White Sox: Opener shows both sides of Sale

By James Fegan

It was all on display Monday night.

Anyone searching for why Chris Sale was the runaway pick to win the AL Cy Young in 2016 by the Baseball Prospectus staff, and also why he’s coming off a bizarre 2015 that produced the worst ERA of his career as a starter, was provided a neat little snapshot of both realities during his season-opener in Oakland.

With eight punchouts over seven innings, Sale got a decent early start on defending his crown as baseball’s strikeout king, but had to take out part of his postgame media session to answer questions about a nightmare 34-pitch third inning where he walked a batter, alternated between nearly throwing a couple screaming fastballs over catcher Dioner Navarro‘s head, and splitting the plate on a heater that Jed Lowrie laced for a two-run single, as part of a three-run rally that pulled a reeling A’s team off the mat.

It shouldn’t happen.

Sale struggling doesn’t look natural, perhaps because it comes while he’s still throwing upwards of 97 mph, and the movement he generates is so intense that his wildness makes opposing hitters looks less comfortable, rather than more. Conversely, while Sale’s lightning stuff never dissipates, and his mistakes come from lapses of command, it only gets worse the higher he turns up the intensity.

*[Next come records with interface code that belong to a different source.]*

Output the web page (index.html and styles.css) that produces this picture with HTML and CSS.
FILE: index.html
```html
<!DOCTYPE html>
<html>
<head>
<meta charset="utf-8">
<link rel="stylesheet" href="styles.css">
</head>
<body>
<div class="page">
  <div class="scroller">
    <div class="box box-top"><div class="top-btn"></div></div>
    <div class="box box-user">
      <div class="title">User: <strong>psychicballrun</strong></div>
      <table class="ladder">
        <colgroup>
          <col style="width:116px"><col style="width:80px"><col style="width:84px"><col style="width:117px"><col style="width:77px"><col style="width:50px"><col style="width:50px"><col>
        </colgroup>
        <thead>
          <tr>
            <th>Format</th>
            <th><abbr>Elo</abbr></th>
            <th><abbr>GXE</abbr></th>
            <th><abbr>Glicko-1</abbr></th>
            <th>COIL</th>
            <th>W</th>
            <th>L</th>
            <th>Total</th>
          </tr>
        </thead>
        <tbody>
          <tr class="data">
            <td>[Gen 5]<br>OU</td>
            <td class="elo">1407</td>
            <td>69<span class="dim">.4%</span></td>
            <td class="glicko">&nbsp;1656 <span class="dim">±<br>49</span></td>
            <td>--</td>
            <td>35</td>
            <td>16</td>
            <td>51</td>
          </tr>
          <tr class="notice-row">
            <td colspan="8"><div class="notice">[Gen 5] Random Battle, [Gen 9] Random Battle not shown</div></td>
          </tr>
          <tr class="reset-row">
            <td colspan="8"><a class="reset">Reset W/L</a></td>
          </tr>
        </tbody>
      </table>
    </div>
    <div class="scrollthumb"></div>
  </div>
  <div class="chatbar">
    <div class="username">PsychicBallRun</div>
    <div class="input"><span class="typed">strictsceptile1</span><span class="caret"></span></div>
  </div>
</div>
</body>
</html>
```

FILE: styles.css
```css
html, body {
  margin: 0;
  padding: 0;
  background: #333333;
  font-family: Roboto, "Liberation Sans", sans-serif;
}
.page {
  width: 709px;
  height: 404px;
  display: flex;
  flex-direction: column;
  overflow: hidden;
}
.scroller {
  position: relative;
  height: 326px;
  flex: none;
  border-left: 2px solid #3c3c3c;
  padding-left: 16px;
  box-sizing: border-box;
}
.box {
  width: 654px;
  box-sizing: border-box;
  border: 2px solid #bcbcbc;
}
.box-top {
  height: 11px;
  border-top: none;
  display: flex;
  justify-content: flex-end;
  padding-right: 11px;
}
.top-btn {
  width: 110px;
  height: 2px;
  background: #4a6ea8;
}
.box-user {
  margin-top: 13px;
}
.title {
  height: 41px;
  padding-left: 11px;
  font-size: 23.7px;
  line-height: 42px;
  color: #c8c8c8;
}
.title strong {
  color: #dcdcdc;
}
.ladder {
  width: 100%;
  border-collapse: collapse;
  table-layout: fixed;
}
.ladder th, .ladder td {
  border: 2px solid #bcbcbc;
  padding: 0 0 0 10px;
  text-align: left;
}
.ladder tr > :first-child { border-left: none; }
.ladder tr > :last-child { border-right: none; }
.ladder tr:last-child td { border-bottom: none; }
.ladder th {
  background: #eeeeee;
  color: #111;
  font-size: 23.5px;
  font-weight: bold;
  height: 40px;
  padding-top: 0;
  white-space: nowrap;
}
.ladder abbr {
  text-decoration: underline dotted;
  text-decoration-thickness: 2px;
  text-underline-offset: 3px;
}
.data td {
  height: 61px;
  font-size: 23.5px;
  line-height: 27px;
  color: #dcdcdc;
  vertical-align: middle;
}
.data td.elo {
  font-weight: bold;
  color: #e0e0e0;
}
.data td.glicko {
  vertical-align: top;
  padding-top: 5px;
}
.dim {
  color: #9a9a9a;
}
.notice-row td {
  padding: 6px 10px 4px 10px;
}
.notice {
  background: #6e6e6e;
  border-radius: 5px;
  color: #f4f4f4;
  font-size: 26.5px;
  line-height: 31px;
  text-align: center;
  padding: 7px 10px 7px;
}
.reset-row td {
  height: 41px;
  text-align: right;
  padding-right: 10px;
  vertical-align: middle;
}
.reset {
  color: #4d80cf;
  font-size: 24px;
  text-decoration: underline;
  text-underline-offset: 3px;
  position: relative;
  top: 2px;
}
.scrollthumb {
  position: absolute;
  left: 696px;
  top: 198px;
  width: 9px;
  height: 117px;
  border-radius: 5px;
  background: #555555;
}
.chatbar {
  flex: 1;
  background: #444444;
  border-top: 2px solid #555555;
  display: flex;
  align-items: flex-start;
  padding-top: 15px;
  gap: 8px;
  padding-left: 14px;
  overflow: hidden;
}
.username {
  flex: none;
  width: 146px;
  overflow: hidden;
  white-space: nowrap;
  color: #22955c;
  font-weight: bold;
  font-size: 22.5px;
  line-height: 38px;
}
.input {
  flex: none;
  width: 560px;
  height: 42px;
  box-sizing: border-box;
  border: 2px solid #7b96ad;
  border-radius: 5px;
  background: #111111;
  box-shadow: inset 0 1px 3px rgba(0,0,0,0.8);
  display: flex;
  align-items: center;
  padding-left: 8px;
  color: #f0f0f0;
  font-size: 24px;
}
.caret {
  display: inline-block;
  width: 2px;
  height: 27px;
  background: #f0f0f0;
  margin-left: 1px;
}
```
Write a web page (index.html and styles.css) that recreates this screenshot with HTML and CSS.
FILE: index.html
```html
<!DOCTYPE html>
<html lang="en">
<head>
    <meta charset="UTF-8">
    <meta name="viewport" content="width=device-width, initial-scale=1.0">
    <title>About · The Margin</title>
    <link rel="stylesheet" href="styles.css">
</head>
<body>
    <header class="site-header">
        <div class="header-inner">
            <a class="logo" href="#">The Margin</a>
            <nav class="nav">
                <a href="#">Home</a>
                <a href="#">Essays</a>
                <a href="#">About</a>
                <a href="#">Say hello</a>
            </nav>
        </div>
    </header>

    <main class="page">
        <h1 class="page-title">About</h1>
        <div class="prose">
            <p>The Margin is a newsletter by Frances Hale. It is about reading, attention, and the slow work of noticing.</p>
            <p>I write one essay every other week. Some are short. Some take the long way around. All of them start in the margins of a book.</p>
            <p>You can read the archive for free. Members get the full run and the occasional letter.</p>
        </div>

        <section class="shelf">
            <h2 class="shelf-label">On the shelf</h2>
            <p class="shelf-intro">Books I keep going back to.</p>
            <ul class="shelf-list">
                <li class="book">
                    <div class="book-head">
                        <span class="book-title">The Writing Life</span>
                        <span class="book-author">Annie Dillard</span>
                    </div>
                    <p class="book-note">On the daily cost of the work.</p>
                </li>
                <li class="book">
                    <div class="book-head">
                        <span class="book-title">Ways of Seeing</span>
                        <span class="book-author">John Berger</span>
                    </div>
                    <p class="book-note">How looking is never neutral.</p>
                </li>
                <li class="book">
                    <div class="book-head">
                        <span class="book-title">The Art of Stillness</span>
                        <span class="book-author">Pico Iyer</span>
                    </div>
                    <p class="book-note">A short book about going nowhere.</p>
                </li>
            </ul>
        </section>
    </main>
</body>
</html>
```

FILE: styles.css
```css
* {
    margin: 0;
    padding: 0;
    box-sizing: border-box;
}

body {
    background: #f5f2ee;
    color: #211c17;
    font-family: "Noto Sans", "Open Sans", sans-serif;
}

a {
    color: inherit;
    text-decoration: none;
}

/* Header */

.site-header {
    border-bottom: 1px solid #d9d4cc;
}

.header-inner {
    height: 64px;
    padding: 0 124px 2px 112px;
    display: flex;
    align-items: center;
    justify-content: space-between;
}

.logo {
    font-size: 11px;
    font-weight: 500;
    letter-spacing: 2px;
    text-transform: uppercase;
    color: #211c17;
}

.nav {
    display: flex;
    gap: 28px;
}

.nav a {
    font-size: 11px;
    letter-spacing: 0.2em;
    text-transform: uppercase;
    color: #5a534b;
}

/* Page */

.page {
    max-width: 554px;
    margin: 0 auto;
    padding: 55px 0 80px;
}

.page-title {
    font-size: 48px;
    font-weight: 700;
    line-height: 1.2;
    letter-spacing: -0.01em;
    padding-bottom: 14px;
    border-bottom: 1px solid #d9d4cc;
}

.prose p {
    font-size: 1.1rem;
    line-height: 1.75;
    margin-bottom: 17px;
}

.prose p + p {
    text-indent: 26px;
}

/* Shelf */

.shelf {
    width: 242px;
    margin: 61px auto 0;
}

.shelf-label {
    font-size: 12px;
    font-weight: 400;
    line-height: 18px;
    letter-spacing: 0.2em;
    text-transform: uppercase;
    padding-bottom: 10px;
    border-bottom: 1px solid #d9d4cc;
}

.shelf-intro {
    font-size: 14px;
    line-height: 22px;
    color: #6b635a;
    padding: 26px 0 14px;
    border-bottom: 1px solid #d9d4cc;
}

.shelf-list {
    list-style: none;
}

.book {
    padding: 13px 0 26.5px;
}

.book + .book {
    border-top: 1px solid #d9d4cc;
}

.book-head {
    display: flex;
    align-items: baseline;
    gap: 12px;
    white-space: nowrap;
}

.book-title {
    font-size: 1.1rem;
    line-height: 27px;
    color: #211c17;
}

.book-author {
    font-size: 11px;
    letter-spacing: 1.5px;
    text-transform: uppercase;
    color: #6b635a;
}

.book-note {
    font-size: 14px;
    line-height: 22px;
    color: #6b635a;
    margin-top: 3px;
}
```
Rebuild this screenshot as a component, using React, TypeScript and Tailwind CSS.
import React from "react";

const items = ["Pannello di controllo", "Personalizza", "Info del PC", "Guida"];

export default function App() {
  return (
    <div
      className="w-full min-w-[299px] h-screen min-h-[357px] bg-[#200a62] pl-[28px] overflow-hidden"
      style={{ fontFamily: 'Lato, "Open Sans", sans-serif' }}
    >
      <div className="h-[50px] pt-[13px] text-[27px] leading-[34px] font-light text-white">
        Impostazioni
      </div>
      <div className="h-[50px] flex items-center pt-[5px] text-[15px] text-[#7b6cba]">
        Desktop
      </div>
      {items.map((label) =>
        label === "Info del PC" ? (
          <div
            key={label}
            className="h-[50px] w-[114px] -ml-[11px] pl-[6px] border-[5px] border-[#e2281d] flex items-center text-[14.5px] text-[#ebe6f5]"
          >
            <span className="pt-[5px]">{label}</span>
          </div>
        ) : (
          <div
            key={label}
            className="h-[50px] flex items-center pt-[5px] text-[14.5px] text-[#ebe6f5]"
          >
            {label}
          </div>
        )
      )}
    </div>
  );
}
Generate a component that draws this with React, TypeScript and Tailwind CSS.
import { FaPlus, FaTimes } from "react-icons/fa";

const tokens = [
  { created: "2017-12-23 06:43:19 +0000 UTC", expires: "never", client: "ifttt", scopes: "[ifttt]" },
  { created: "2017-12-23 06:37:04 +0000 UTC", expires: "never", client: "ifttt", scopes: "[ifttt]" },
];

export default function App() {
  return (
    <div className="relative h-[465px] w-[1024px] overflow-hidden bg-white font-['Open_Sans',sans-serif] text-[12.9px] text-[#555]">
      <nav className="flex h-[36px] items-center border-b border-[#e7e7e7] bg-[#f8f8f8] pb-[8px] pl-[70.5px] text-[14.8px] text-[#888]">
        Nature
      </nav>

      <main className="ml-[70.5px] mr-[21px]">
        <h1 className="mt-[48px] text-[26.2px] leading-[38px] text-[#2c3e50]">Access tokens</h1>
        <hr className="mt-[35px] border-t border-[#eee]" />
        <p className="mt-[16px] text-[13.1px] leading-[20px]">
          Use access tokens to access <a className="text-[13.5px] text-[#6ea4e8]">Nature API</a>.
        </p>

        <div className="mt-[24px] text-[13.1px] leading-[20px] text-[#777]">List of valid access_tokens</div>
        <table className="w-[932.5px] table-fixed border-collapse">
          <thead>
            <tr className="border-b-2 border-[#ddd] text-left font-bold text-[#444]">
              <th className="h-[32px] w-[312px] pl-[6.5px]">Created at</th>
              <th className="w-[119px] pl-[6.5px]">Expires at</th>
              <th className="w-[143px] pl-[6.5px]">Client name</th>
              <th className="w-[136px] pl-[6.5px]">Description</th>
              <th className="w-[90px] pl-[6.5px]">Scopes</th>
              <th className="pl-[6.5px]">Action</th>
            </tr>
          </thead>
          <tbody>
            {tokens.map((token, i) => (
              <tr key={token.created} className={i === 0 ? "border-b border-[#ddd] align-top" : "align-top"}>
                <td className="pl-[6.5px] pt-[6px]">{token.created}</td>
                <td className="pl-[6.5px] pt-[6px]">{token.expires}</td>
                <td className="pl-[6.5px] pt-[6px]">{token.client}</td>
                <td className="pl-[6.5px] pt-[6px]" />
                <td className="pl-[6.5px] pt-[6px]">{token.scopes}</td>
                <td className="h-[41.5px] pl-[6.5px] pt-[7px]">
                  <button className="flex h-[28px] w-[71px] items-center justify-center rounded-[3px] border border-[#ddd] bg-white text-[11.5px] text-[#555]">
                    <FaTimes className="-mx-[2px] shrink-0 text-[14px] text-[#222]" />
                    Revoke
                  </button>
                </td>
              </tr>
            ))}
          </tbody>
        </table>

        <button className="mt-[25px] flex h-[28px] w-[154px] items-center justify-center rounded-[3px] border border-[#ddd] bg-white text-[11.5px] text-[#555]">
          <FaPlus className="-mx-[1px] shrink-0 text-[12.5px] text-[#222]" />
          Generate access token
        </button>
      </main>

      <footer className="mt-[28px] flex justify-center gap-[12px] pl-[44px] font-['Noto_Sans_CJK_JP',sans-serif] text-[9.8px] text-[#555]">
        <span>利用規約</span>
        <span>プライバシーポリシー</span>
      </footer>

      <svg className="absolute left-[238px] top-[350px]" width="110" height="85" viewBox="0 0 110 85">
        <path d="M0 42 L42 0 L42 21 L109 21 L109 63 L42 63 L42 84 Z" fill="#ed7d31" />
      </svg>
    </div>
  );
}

The uptick in Sale’s raw velocity over the last two years have drowned out a lot of the doubts about his strength and durability that dogged him when he first joined the starting rotation, but when the radar guns flash in the 97-99 mph range while Sale’s on the mound, there’s as much of chance that he’s overthrowing and coming out of his shoes as there is that he’s blowing away the competition.

Monday night continued the theme. Sale has two offspeed pitches that can bowl hitters over and a fastball with so much natural movement on it that Brooks Baseball’s Pitch F/X system says he throws almost nothing but two-seamers, but still looked like he was pounding his head and trying to throw it through the glove just to work through a weak A’s lineup.

Yet after an ugly third, Sale quickly slid into the 93-96 mph range, suddenly found comfort with his slider both as a putaway pitch and more importantly to get ahead in the count, and wound up throwing as many pitches over his final three innings as he threw in a nightmarish third inning. In his next day boxscore, Sale’s third inning reads more charitably as a couple bloop hits stacked around a solid single and a walk.

So great is Sale’s talent that the lapses in his performance get resolved in time to deliver a seven-inning, three-run night, and it can seem silly to nitpick. He’s an intense, emotional pitcher who burns to be great, and the desire to blow away hitters with his prodigal heat comes from that same reservoir he draws from to build his unparalleled skill. But the difference between Sale being a regular All-Star who provides the best highlights during the 20 seconds the Sox crawl across SportsCenter every night, and being the runaway Cy Young who drags his team beyond its middle-of-the-road projections, is becoming as refined and consistent as he is electric.

Can he make the leap? Depends on which part of the game you caught; both possibilities were there.